Cumhurbaşkanı Erdoğan'ın programdaki konuşmasına şu sözlerle devam etti:
Ülkemizdeki toplam işçi sayısının yüzde 1'ini bile temsil etmeyen kimi marjinal yapıların işçilerin adına ahkam keserek işçilerin huzurunu bozmasının önüne geçtik. Artık işçilerimizin arkasına sığınamıyorlar. Bizim işçilerimiz vatanına, milletine, değerlerine saygılı tıpkı 15 Temmuz gecesinde olduğu gibi gerektiğinde canını vermekten sakınmayan kardeşlerimizdir.
BU KAFA 28 ŞUBAT KAFASIDIR
Alın teriyle kendisinin ve ailesinin nafakasını kazanmaya çalışan insanı bu tür yaklaşımlarla kategorize etmek en başta emeğe saygısızlıktır. 31 Mart seçimlerinin ardından kimi belediyelerde sendika üyelerine veya işe giriş tarihine bakılarak ayrımcılık yapıldığına, hatta insanlarımızın aşıyla işiyle oynandığına dair üzücü haberler alıyoruz. Üstelik bu tür ayrımcılıkları meşrulaştırmak için birçok yalana ve çarpıtmaya başvuruluyor.
Kimi sendikaları makbul, kimi sendikaları öteki olarak gören kafa 28 Şubat dönemi kafasıdır. Birileri bu kafayı yeniden hortlatmaya çalışıyor. Biz hiçbir sendikaya kendi arka bahçemiz olarak bakmadığımız gibi kimsenin de sendikaları arka bahçesi haline getirmeye çalışmasına da rıza göstermeyiz.
'KAVGA GÜRÜLTÜ ARTIK YOK'
İşçilerimizin alın terini kendi ideolojik istismarlarına karşı dimdik durarak bozduk. Son 10 yıldır ülkemizdeki tüm işçi konfederasyonlarımızla, sendikalarımızla, diğer işçi kardeşlerimizle hep birlikte 1 Mayıs'ı anlamına uygun olarak kutluyoruz. Eski dönemin kötü görüntülerini tamamen geride bıraktık. Kavga, gürültü, şu, bu neredeyse hiç yok. Belli kesim mutlaka ortalığı karıştırmak isteyecektir. Artık milletimizin bunlara en küçük bir itibarı kalmamıştır. İETT'de işçi olarak hayata başlamış Cumhurbaşkanlığı görevine kadar gelmiş bir kardeşinizim. Bu bakımdan 1 Mayıs'ı kendi özel günüm olarak görüyorum.

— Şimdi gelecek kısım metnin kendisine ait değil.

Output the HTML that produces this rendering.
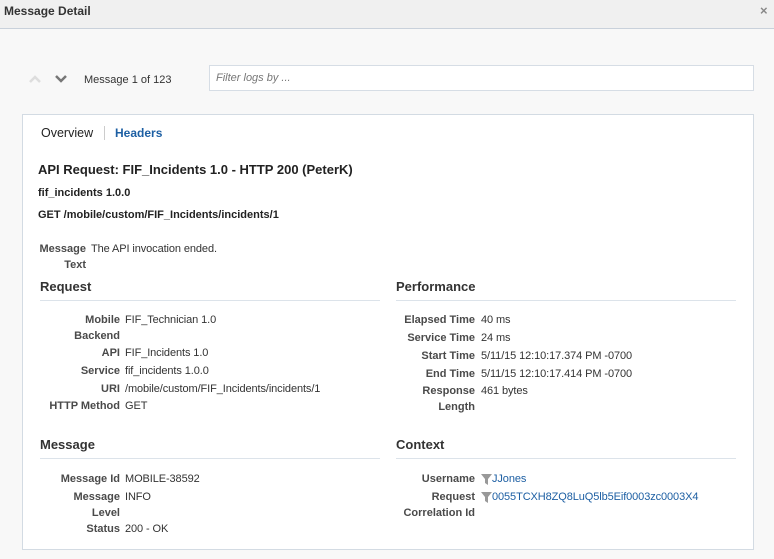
<!DOCTYPE html>
<html><head><style>
body{margin:0;width:774px;height:559px;background:#f8f8f8;font-family:"Liberation Sans",Arial,sans-serif;color:#333;position:relative;overflow:hidden}
.a{position:absolute;white-space:nowrap;font-size:11px;line-height:14px}
.hd{position:absolute;left:0;top:0;width:774px;height:28px;background:#f0f0f0;border-bottom:1px solid #c9d1db}
.lbl{position:absolute;font-size:11px;line-height:16px;font-weight:bold;color:#4a4a4a;text-align:right}
.val{position:absolute;font-size:11px;line-height:16px;color:#333;white-space:nowrap;letter-spacing:-0.1px}
.h{position:absolute;font-size:13px;font-weight:bold;color:#333}
.ln{position:absolute;height:1px;background:#dce3ea}
.lk{color:#1d5fa3}
</style></head><body>
<div class="hd"></div>
<div class="a" style="left:4px;top:4px;font-size:12px;font-weight:bold;color:#333">Message Detail</div>
<div class="a" style="left:760px;top:4px;font-size:13px;font-weight:bold;color:#888">×</div>
<svg style="position:absolute;left:28px;top:74px" width="14" height="10"><path d="M2 8 L7 3 L12 8" stroke="#ddd" stroke-width="2.5" fill="none"/></svg>
<svg style="position:absolute;left:54px;top:74px" width="14" height="10"><path d="M2 2 L7 7 L12 2" stroke="#777" stroke-width="2.5" fill="none"/></svg>
<div class="a" style="left:84px;top:73px;color:#333">Message 1 of 123</div>
<div style="position:absolute;left:209px;top:65px;width:543px;height:24px;background:#fff;border:1px solid #d6dde5"></div>
<div class="a" style="left:216px;top:71px;font-style:italic;color:#777">Filter logs by ...</div>
<div style="position:absolute;left:22px;top:114px;width:730px;height:434px;background:#fff;border:1px solid #d3dbe3"></div>
<div class="a" style="left:41px;top:126px;font-size:12.5px;color:#222">Overview</div>
<div style="position:absolute;left:104px;top:126px;width:1px;height:14px;background:#ccc"></div>
<div class="a" style="left:115px;top:126px;font-size:12px;font-weight:bold;color:#1d5fa3">Headers</div>
<div class="a" style="left:38px;top:162px;font-size:13px;line-height:16px;font-weight:bold;color:#222">API Request: FIF_Incidents 1.0 - HTTP 200 (PeterK)</div>
<div class="a" style="left:38px;top:186px;font-weight:bold;color:#222">fif_incidents 1.0.0</div>
<div class="a" style="left:38px;top:208px;font-weight:bold;color:#222">GET /mobile/custom/FIF_Incidents/incidents/1</div>
<div class="lbl" style="left:20px;width:66px;top:241px">Message<br>Text</div>
<div class="val" style="left:91px;top:241px">The API invocation ended.</div>

<div class="h" style="left:40px;top:279px">Request</div><div class="ln" style="left:40px;top:300px;width:340px"></div>
<div class="lbl" style="left:20px;width:100px;top:312px">Mobile<br>Backend</div><div class="val" style="left:125px;top:312px">FIF_Technician 1.0</div>
<div class="lbl" style="left:20px;width:100px;top:345px">API</div><div class="val" style="left:125px;top:345px">FIF_Incidents 1.0</div>
<div class="lbl" style="left:20px;width:100px;top:363px">Service</div><div class="val" style="left:125px;top:363px">fif_incidents 1.0.0</div>
<div class="lbl" style="left:20px;width:100px;top:381px">URI</div><div class="val" style="left:125px;top:381px">/mobile/custom/FIF_Incidents/incidents/1</div>
<div class="lbl" style="left:20px;width:100px;top:398px">HTTP Method</div><div class="val" style="left:125px;top:398px">GET</div>

<div class="h" style="left:396px;top:279px">Performance</div><div class="ln" style="left:396px;top:300px;width:340px"></div>
<div class="lbl" style="left:375px;width:100px;top:312px">Elapsed Time</div><div class="val" style="left:481px;top:312px">40 ms</div>
<div class="lbl" style="left:375px;width:100px;top:330px">Service Time</div><div class="val" style="left:481px;top:330px">24 ms</div>
<div class="lbl" style="left:375px;width:100px;top:348px">Start Time</div><div class="val" style="left:481px;top:348px">5/11/15 12:10:17.374 PM -0700</div>
<div class="lbl" style="left:375px;width:100px;top:366px">End Time</div><div class="val" style="left:481px;top:366px">5/11/15 12:10:17.414 PM -0700</div>
<div class="lbl" style="left:375px;width:100px;top:383px">Response<br>Length</div><div class="val" style="left:481px;top:383px">461 bytes</div>

<div class="h" style="left:40px;top:437px">Message</div><div class="ln" style="left:40px;top:458px;width:340px"></div>
<div class="lbl" style="left:20px;width:100px;top:471px">Message Id</div><div class="val" style="left:125px;top:471px">MOBILE-38592</div>
<div class="lbl" style="left:20px;width:100px;top:489px">Message<br>Level</div><div class="val" style="left:125px;top:489px">INFO</div>
<div class="lbl" style="left:20px;width:100px;top:521px">Status</div><div class="val" style="left:125px;top:521px">200 - OK</div>

<div class="h" style="left:396px;top:437px">Context</div><div class="ln" style="left:396px;top:458px;width:340px"></div>
<div class="lbl" style="left:375px;width:100px;top:471px">Username</div>
<svg style="position:absolute;left:481px;top:474px" width="11" height="11"><path d="M0 0H11L7 5V11L4 9V5Z" fill="#999"/></svg>
<div class="val lk" style="left:492px;top:471px">JJones</div>
<div class="lbl" style="left:375px;width:100px;top:489px">Request<br>Correlation Id</div>
<svg style="position:absolute;left:481px;top:492px" width="11" height="11"><path d="M0 0H11L7 5V11L4 9V5Z" fill="#999"/></svg>
<div class="val lk" style="left:492px;top:489px">0055TCXH8ZQ8LuQ5lb5Eif0003zc0003X4</div>
</body></html>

Bizde neredeyse bin yıllık bir birikim söz konusudur. İş olmazsa işveren olmaz. İşçi olmazsa da iş olmaz. İş, işveren ve işçi arasındaki bu birbirinin içine geçmiş ilişkiyi dikkate almayan yaklaşımlardan hayırlı bir gelişme çıkmaz.
'ADALETİN OLMADIĞI YERDE ZULÜM VARDIR'
Kalkınmayı toplumun tüm kesimlerinin orantılı gelişmesi olarak görüyoruz. Adaletin olmadığı bir yerde zulüm vardır. Zulüm ise bizim inancımızda küfre eşdeğerdir. Çünkü Rabbimiz insanların eşyalarını yani mal ve ücretlerini eksik vermeyin buyuruyor. Peygamber efendimiz, işçiyi çalıştırıp da hakkını ödemeyenlerin kıyamet günü hasmıyım, ifadesini buyuruyorlar.